═══ EXTRACTED RECORDS ═══

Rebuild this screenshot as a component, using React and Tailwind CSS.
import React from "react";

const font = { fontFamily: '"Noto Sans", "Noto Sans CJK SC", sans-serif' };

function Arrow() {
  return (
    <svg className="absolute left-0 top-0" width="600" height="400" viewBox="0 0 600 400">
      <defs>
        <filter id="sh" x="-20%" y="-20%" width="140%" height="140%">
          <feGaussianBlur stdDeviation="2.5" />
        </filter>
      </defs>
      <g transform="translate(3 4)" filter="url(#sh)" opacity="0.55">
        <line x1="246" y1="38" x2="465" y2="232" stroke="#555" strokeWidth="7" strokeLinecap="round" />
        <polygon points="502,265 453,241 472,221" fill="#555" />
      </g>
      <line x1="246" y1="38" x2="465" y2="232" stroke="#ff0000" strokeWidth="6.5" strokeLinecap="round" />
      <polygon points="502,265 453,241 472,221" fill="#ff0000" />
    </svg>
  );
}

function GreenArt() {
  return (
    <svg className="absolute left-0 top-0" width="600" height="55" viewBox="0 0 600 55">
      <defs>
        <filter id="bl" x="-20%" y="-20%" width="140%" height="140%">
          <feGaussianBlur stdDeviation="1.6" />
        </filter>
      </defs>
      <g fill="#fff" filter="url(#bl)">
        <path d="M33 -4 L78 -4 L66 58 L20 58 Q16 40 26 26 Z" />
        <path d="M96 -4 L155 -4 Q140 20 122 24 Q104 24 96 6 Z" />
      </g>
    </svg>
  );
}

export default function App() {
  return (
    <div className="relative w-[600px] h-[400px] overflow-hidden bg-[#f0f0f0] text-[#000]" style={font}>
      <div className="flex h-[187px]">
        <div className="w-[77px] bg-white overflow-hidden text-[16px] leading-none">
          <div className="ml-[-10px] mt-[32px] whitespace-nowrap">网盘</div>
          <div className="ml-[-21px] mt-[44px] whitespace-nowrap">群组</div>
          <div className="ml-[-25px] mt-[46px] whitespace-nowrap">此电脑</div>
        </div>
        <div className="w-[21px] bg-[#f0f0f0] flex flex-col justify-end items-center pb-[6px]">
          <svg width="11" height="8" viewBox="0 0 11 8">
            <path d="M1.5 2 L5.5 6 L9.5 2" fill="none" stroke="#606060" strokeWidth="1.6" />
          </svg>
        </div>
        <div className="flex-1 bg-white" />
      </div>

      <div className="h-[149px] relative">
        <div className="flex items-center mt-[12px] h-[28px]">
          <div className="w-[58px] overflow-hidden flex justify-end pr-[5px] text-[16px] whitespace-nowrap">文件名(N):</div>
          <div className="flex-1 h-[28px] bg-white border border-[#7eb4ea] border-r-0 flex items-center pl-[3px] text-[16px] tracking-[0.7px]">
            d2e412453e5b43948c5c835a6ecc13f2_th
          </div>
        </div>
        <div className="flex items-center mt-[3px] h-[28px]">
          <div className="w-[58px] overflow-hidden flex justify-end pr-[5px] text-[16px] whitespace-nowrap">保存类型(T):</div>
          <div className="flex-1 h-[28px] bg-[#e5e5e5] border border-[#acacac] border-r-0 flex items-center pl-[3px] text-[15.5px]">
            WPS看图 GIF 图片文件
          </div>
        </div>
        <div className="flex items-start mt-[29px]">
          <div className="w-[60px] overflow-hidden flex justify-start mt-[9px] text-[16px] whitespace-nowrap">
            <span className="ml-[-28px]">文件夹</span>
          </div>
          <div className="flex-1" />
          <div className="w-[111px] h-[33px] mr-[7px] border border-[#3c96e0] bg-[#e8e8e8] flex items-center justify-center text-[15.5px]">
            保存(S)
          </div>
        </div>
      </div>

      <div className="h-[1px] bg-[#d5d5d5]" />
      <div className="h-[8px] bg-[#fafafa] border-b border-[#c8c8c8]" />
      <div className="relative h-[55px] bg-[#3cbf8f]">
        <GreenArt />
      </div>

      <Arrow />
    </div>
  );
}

═══
═══ EXTRACTED RECORDS ═══

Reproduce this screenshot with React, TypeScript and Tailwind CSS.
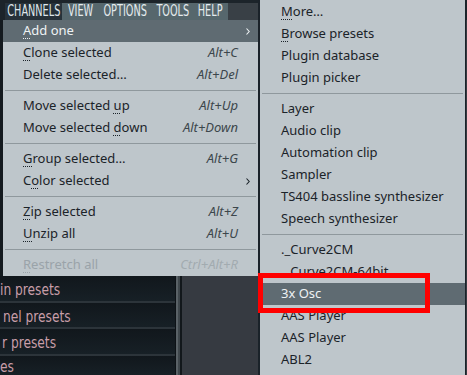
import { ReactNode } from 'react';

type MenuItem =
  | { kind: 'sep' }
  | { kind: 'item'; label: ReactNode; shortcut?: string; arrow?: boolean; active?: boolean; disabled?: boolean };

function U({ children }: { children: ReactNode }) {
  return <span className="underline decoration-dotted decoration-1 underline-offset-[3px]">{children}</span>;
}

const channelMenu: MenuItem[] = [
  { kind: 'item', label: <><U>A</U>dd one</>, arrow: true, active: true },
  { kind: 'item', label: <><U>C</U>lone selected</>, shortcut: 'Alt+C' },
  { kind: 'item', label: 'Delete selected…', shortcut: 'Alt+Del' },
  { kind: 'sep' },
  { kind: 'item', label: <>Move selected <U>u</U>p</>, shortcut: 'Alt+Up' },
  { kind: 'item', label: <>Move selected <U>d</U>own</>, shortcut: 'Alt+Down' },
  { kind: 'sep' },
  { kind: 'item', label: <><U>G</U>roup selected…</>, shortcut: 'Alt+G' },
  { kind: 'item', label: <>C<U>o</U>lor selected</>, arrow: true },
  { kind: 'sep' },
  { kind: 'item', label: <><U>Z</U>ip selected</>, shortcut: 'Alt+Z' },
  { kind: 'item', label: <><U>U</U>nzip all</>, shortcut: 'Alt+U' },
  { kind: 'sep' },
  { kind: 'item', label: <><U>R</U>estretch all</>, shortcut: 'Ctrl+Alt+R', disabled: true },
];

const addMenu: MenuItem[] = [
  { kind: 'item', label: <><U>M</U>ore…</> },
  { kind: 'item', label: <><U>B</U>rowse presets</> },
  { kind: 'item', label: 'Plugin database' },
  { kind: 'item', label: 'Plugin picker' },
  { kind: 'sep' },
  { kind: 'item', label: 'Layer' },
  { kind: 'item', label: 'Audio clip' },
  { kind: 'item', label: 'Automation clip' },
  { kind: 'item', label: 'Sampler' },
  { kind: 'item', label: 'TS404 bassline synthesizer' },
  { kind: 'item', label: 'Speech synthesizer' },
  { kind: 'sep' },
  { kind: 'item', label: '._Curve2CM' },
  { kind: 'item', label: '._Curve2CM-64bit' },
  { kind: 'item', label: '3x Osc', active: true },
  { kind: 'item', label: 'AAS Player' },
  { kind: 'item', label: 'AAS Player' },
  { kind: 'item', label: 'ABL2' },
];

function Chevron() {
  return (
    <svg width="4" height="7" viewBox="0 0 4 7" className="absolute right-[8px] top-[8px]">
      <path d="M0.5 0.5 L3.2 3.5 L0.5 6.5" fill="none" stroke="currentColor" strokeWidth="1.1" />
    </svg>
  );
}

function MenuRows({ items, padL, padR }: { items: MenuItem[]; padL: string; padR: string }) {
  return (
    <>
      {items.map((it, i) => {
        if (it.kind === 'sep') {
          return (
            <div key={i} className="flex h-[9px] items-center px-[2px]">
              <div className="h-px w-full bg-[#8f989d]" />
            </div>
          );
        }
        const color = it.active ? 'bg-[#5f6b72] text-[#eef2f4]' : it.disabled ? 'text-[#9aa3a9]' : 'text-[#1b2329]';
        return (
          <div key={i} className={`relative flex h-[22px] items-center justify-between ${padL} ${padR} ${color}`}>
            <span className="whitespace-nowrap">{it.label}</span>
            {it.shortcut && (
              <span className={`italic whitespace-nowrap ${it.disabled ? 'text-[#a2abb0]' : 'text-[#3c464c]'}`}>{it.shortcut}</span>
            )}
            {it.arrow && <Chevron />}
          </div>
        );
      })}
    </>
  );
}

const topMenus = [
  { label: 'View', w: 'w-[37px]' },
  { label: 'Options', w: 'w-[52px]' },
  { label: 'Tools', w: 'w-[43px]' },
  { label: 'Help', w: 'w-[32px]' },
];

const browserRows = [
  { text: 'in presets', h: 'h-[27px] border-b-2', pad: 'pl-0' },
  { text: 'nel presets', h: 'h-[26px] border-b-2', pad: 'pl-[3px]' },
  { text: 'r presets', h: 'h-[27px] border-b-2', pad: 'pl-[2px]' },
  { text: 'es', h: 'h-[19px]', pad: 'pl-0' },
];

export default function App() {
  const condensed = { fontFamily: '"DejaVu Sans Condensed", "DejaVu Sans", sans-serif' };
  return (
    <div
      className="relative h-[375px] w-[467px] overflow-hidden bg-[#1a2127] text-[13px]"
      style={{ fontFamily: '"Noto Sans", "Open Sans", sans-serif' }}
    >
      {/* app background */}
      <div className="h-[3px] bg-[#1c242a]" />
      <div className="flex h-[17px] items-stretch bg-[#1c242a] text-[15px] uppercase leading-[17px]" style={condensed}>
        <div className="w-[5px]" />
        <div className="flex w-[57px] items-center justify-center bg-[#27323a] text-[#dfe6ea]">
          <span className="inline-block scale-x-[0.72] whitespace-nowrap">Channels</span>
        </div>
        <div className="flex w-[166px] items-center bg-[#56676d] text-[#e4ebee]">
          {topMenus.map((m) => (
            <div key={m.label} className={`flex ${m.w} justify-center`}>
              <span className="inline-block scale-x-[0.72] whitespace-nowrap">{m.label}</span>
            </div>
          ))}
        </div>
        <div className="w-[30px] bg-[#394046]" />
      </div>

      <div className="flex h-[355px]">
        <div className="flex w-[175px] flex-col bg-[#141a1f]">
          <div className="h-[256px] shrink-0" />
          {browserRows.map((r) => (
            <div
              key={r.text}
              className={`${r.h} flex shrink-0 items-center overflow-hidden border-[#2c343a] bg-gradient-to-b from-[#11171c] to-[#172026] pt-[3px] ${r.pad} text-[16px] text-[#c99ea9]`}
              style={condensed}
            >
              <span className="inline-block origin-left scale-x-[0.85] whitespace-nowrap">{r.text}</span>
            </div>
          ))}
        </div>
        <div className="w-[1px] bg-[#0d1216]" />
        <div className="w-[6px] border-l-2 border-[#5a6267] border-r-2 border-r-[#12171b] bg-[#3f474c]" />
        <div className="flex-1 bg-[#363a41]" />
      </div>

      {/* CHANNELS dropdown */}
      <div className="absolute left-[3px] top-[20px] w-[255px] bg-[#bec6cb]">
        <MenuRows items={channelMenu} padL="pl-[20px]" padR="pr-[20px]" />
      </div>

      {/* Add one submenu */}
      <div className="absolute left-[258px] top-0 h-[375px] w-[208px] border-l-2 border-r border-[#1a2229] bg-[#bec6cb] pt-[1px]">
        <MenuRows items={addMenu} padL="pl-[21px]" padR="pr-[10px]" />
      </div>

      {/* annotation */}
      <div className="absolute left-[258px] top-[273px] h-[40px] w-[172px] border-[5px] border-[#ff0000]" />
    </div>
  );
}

═══

**TASK DESCRIPTION:**
Pull out each line of the listing that holds the string "Tailwind".

**REPLY TO THE EXERCISE:**
Rebuild this screenshot as a component, using React and Tailwind CSS.
Reproduce this screenshot with React, TypeScript and Tailwind CSS.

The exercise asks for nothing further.